While the Court mostly ruled for the freedom of African Americans who entered or already lived in Illinois, the white citizenry did not want African Americans to settle permanently in the state. Beginning with the first General Assembly, the state passed Black Codes to restrict African Americans from moving to Illinois. These Black Codes were prominent in many northern states that opposed slavery but also did not want African Americans to live nearby. In 1853, the Illinois legislature passed one of the harshest Black Codes that would result in a misdemeanor and fines for African Americans settling in the state. The act stated that it was adopted “for the protection of the inhabitants of the State against a class of persons supposed to be injurious to the community.” The Supreme Court upheld this law in Nelson v. People, 33 Ill. 393 (1864), relying both on the Eells case and that it was in the purview of the legislature to create the laws, and as long as this law was not passed improperly, the Court would sustain it.
The last slavery related case was Roundtree v. Baker, 52 Ill. 241 (1869), four years after the abolition of slavery. This was an estate case in which one of the promissory notes to be collected was an 1833 note made in Kentucky for the sale of a slave girl. The Illinois Supreme Court upheld the validity of the promissory note because it was legally made in Kentucky, a slave state at a time when slavery existed.
The Court’s historical record regarding African Americans in early Illinois statehood is mixed. Illinois courts progressively eliminated slavery and indentured servitude over the course of its first 40 years, but recognized slavery’s existence in other states and upheld negative public attitudes toward African Americans permanently settling in the state.
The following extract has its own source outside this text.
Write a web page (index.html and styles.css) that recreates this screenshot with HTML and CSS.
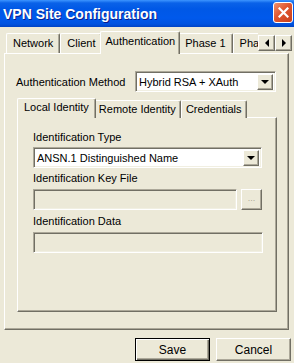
FILE: index.html
```html
<!DOCTYPE html>
<html lang="en">
<head>
  <meta charset="UTF-8">
  <title>VPN Site Configuration</title>
  <link rel="stylesheet" href="styles.css">
</head>
<body>
  <div class="window">
    <div class="titlebar">
      <span class="title">VPN Site Configuration</span>
      <button class="close-btn" title="Close">
        <svg width="11" height="11" viewBox="0 0 11 11">
          <path d="M1.5 1.5 L9.5 9.5 M9.5 1.5 L1.5 9.5" stroke="#fff" stroke-width="2.2" stroke-linecap="square"/>
        </svg>
      </button>
    </div>

    <div class="dialog-body">
      <div class="tab-strip">
        <div class="tabs">
          <div class="tab">Network</div>
          <div class="tab">Client</div>
          <div class="tab active">Authentication</div>
          <div class="tab">Phase 1</div>
          <div class="tab">Phase 2</div>
        </div>
        <div class="tab-scroll">
          <span class="scroll-btn"><i class="arrow-left"></i></span>
          <span class="scroll-btn"><i class="arrow-right"></i></span>
        </div>
      </div>

      <div class="tab-panel outer-panel">
        <div class="method-row">
          <label class="method-label">Authentication Method</label>
          <div class="select method-select">
            <span>Hybrid RSA + XAuth</span>
            <span class="drop-btn"><i class="arrow-down"></i></span>
          </div>
        </div>

        <div class="tab-strip inner-strip">
          <div class="tabs">
            <div class="tab active">Local Identity</div>
            <div class="tab">Remote Identity</div>
            <div class="tab">Credentials</div>
          </div>
        </div>

        <div class="tab-panel inner-panel">
          <label class="field-label first">Identification Type</label>
          <div class="select">
            <span>ANSN.1 Distinguished Name</span>
            <span class="drop-btn"><i class="arrow-down"></i></span>
          </div>

          <label class="field-label">Identification Key File</label>
          <div class="file-row">
            <div class="input disabled"></div>
            <span class="browse-btn">...</span>
          </div>

          <label class="field-label">Identification Data</label>
          <div class="input disabled"></div>
        </div>
      </div>

      <div class="actions">
        <button class="btn default">Save</button>
        <button class="btn">Cancel</button>
      </div>
    </div>
  </div>
</body>
</html>
```

FILE: styles.css
```css
:root {
  --face: #ece9d8;
  --light: #ffffff;
  --shadow: #aca899;
  --dark-shadow: #716f64;
  --text: #000000;
}

* {
  margin: 0;
  padding: 0;
  box-sizing: border-box;
}

body {
  width: 294px;
  height: 363px;
  overflow: hidden;
  background-color: var(--face);
  font-family: 'Liberation Sans', Arial, sans-serif;
  font-size: 11px;
  color: var(--text);
}

.window {
  height: 363px;
}

/* title bar */
.titlebar {
  height: 27px;
  display: flex;
  align-items: center;
  justify-content: space-between;
  padding: 0 1px 0 3px;
  background: linear-gradient(to bottom, #3d95ff 0, #0a62e8 3px, #0058e6 9px, #0059ec 18px, #0053e0 24px, #0043c4 27px);
}

.title {
  color: white;
  font-weight: bold;
  font-size: 14px;
  text-shadow: 1px 1px 0 #0a1e8c;
}

.close-btn {
  width: 20px;
  height: 21px;
  margin-top: -3px;
  border: 1px solid #fff;
  border-radius: 3px;
  background: linear-gradient(135deg, #f0916e 0, #e0562f 45%, #c8401c 100%);
  display: flex;
  align-items: center;
  justify-content: center;
}

/* dialog */
.dialog-body {
  padding: 4px 3px 0 4px;
}

.tab-strip {
  display: flex;
  height: 23px;
  position: relative;
  z-index: 1;
}

.tabs {
  flex: 1;
  display: flex;
  align-items: flex-start;
  overflow: hidden;
  padding-left: 2px;
}

.tab {
  height: 20px;
  margin-top: 2px;
  padding: 0 6px;
  line-height: 18px;
  white-space: nowrap;
  background-color: var(--face);
  border-top: 1px solid var(--light);
  border-left: 1px solid var(--light);
  border-right: 1px solid var(--dark-shadow);
  box-shadow: inset -1px 0 0 var(--shadow);
  border-radius: 2px 2px 0 0;
}

.tab.active {
  height: 23px;
  margin-top: 0;
  margin-left: -2px;
  margin-right: -2px;
  padding: 0 4px;
  line-height: 19px;
  position: relative;
  z-index: 2;
}

.tab-scroll {
  display: flex;
  margin-top: 4px;
  margin-right: -1px;
}

.scroll-btn {
  width: 17px;
  height: 16px;
  display: flex;
  align-items: center;
  justify-content: center;
  background-color: var(--face);
  border: 1px solid;
  border-color: var(--light) var(--dark-shadow) var(--dark-shadow) var(--light);
  box-shadow: inset -1px -1px 0 var(--shadow);
}

.arrow-left,
.arrow-right,
.arrow-down {
  width: 0;
  height: 0;
  border: solid transparent;
}

.arrow-left {
  border-width: 4px 4px 4px 0;
  border-right-color: #000;
}

.arrow-right {
  border-width: 4px 0 4px 4px;
  border-left-color: #000;
}

.arrow-down {
  border-width: 4px 4px 0 4px;
  border-top-color: #000;
}

.tab-panel {
  margin-top: -1px;
  border: 1px solid;
  border-color: var(--light) var(--dark-shadow) var(--dark-shadow) var(--light);
  box-shadow: inset -1px -1px 0 var(--shadow);
}

.outer-panel {
  height: 277px;
  margin-right: 2px;
  padding: 17px 12px 0 11px;
}

.method-row {
  display: flex;
  align-items: center;
  justify-content: space-between;
}

.select {
  height: 21px;
  display: flex;
  align-items: center;
  justify-content: space-between;
  padding: 0 2px 0 3px;
  background-color: white;
  border: 1px solid;
  border-color: var(--shadow) var(--light) var(--light) var(--shadow);
  box-shadow: inset 1px 1px 0 var(--dark-shadow), inset -1px -1px 0 #f1efe2;
  white-space: nowrap;
}

.method-select {
  width: 141px;
}

.drop-btn {
  width: 16px;
  height: 16px;
  display: flex;
  align-items: center;
  justify-content: center;
  background-color: var(--face);
  border: 1px solid;
  border-color: var(--light) var(--dark-shadow) var(--dark-shadow) var(--light);
  box-shadow: inset -1px -1px 0 var(--shadow);
}

.inner-strip {
  margin-top: 6px;
  margin-left: 1px;
  height: 20px;
}

.inner-strip .tabs {
  padding-left: 2px;
}

.inner-strip .tab {
  height: 18px;
  line-height: 17px;
  padding: 0 4px;
}

.inner-strip .tab.active {
  height: 20px;
  line-height: 17px;
  padding: 0 6px;
}

.inner-panel {
  width: 260px;
  height: 195px;
  margin-left: 1px;
  padding: 13px 14px 0 15px;
}

.field-label {
  display: block;
  line-height: 13px;
  margin-top: 4px;
  margin-bottom: 4px;
}

.field-label.first {
  margin-top: 0;
  margin-bottom: 3px;
}

.inner-panel .select {
  width: 229px;
}

.input {
  height: 21px;
  border: 1px solid;
  border-color: var(--shadow) var(--light) var(--light) var(--shadow);
  box-shadow: inset 1px 1px 0 var(--dark-shadow), inset -1px -1px 0 #f1efe2;
}

.input.disabled {
  background-color: var(--face);
}

.file-row {
  display: flex;
  gap: 4px;
  margin-bottom: 5px;
}

.file-row .input {
  flex: 1;
}

.browse-btn {
  width: 21px;
  height: 21px;
  text-align: center;
  line-height: 17px;
  color: var(--shadow);
  font-size: 9px;
  background-color: var(--face);
  border: 1px solid;
  border-color: var(--light) var(--dark-shadow) var(--dark-shadow) var(--light);
  box-shadow: inset -1px -1px 0 var(--shadow);
}

.inner-panel > .input {
  width: 230px;
}

/* buttons */
.actions {
  display: flex;
  justify-content: flex-end;
  gap: 6px;
  margin-top: 8px;
}

.btn {
  width: 75px;
  height: 23px;
  font-family: 'Liberation Sans', Arial, sans-serif;
  font-size: 12px;
  color: var(--text);
  background-color: var(--face);
  border: 1px solid;
  border-color: var(--light) var(--dark-shadow) var(--dark-shadow) var(--light);
  box-shadow: inset -1px -1px 0 var(--shadow);
}

.btn.default {
  border: 1px solid #000;
  box-shadow: inset 1px 1px 0 var(--light), inset -1px -1px 0 var(--dark-shadow), inset -2px -2px 0 var(--shadow);
}
```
For deeper discussion of the cases, see Newton N. Newborn, “Judicial Making and the End of Slavery in Illinois,” Journal of the Illinois State Historical Society Vol. 98 (Spring-Summer 2005), pp. 7-33; for deeper discussion of African Americans in early Illinois and Black Codes, see James W. Hilliard, “’Freedom’ for African Americans in Antebellum Illinois,” Illinois Bar Journal Vol. 106 (August 2018), pp. 30-33, 48.